Woodland in the London Borough of Croydon, England

Spa Wood is an area of ancient woodland in the London Borough of Croydon that was once a part of The Great North Wood. In 2017, the London Wildlife Trust began a four-year project based around the Great North Wood, working with Croydon Council and the Friends of Spa Wood to improve the site for wildlife, as a part of The Great North Wood Project. The 15.5 acre site, also known as The Lawns, is owned by the Borough of Croydon and includes the woods, a multi-games court and playground.

==History==
Originally, there was a chalybeate spring, now lost, that could be found on the grounds that was known to locals for centuries and can be traced back, possibly even to the time of King John. Although the spring is now lost, the history has not been forgotten.

A map of 1800 shows that the area was known as Bewlye Coppice, adjacent to Bewlye Farm.

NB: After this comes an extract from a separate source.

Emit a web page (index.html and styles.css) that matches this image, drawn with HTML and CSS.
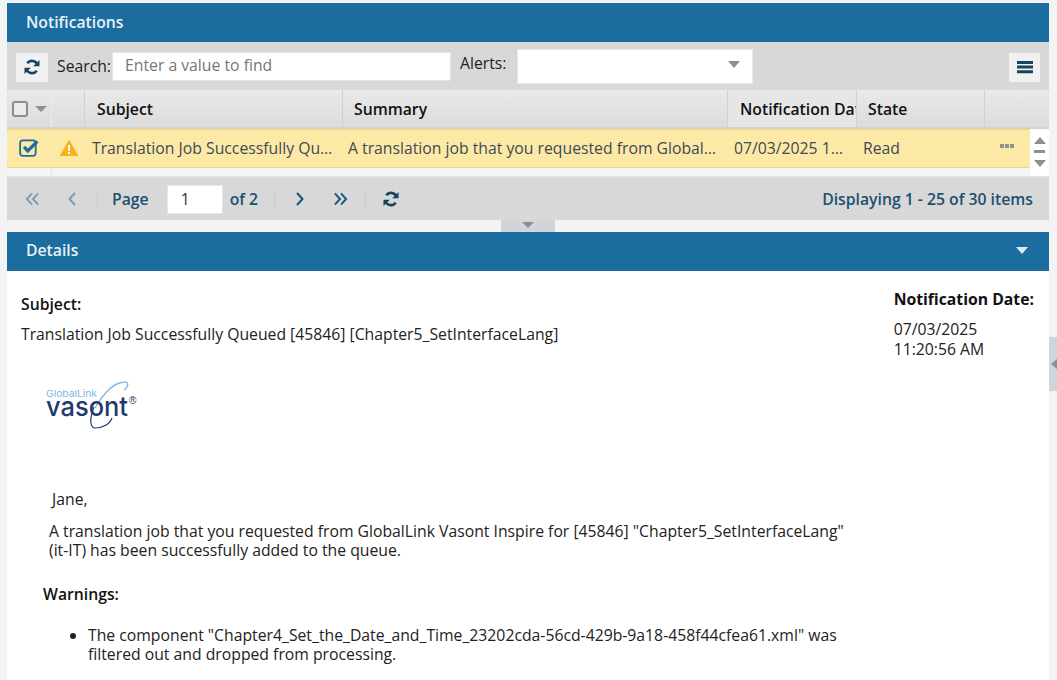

Spa Wood takes its name from Beulah Spa, a popular mineral spa built on the site in 1831. Decimus Burton, architect of London Zoo and the Wellington Arch at Hyde Park Corner, designed the spa gardens, spa house and lodge and grounds, which contained a circus ring, a rosery, an upper and lower lake, a maze, a camera obscura, a telescope powerful enough to see Windsor Castle and an orchestra. The spa was opened by Lady Essex and was visited by Queen Victoria, William I, German Emperor and Charles Dickens. It was immensely popular until 1856, when, two years after the arrival of The Crystal Palace close by, the spa fell into disuse. Now only the lodge remains, which has since been renamed Tivoli Lodge.

In May 1858, the estate was put up for auction and was built upon. A large mansion 'The Lawns' was built sometime later and was demolished after a fire in the 1960s.